Touching Upon the Untouchable: The Church Thing
Posted on March 4, 2013 | 1 Comment | Edit
Okay, this is just too much to take let alone let slide. The news channels are treating the current “Conclave” of “princes of the church” with a great deal of respect, even in reporting such as is to be found in the article posted here. Yes, there is a hint of derision, but at most subtle derision and little in the sense of outrage, outrage that need not be of the editorial kind, but reporting that at least points to the principles violated, the meaning of such violations, and the issue of respect for the authority of the people involved and the fact that they do go about their business treated as “holy” people, people somehow different from the rest who are to be understood to be of real importance for reasons other than what reasonably qualifies one to be treated as an important person. That importance, the importance of the church hierarchy, has been based on the moral authority of those who are anointed to serve in high places in the church. Recent history, which, it appears goes back a long way, points to the FACT that these people, and they are people, have what most sensible human beings would consider to be a truly corrupted sense of morality and their importance really resides in the criminal deeds in which they have participated or refused to acknowledge, the latter leading to the continuation of horrific behavior that led to horrific consequences for the victims.

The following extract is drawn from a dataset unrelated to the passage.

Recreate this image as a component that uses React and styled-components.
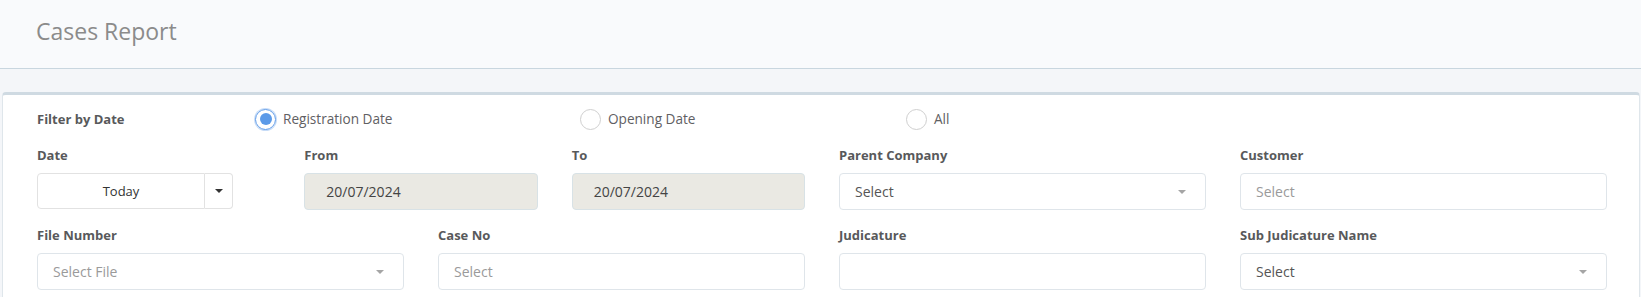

To treat pedophilia in the way it is treated when it takes place in the church is to deny, yes deny, the grotesque nature of the crimes committed and, to hear the criminals ask for forgiveness as though they are more deserving of such that others who have committed similarly terrible criminal acts against children, against children, is beyond any sensible sense of morality I have ever encountered. Still, the pleas of forgiveness are made in such a way as to try to place the miscreants in a different category of failed being, a category that somehow preserves holiness, that makes the criminality appear to be a tragedy for the perpetrator and, every article read seems to report in such a way as to somehow hint to the reader that such is the case, a holy person fallen from the heights when, in reality, this person, because of his behavior never was in anyway “holy” (in a sensible telling of reality, the notion of holiness would have been dismissed from the get-go), and that this entity we call a church has no authority to confer such status because it, in and of itself, cannot be holy considering the kinds of sinful behavior it, in its “better” moments ignored, and which, in reality it actually condoned. For those who want to bristle at the charge that the absolutely irredeemable actions of the church are characterized by use of the word “condoned,” I say another term that accurately conveys the true sense of what has occurred would be “instigated,” valid because the whole set of beliefs that the church argues are writ holy allow for those within to think in ways that sensible people would not, in the belief that what they do is a manifestation of the will of a force more powerful than themselves. And there it is that, as Christopher Hitchens so effectively argues, not only is the god worshipped by these people not good, such a absurd and ridiculous posturing provides further evidence that “religion [at least this particular religion] poisons everything.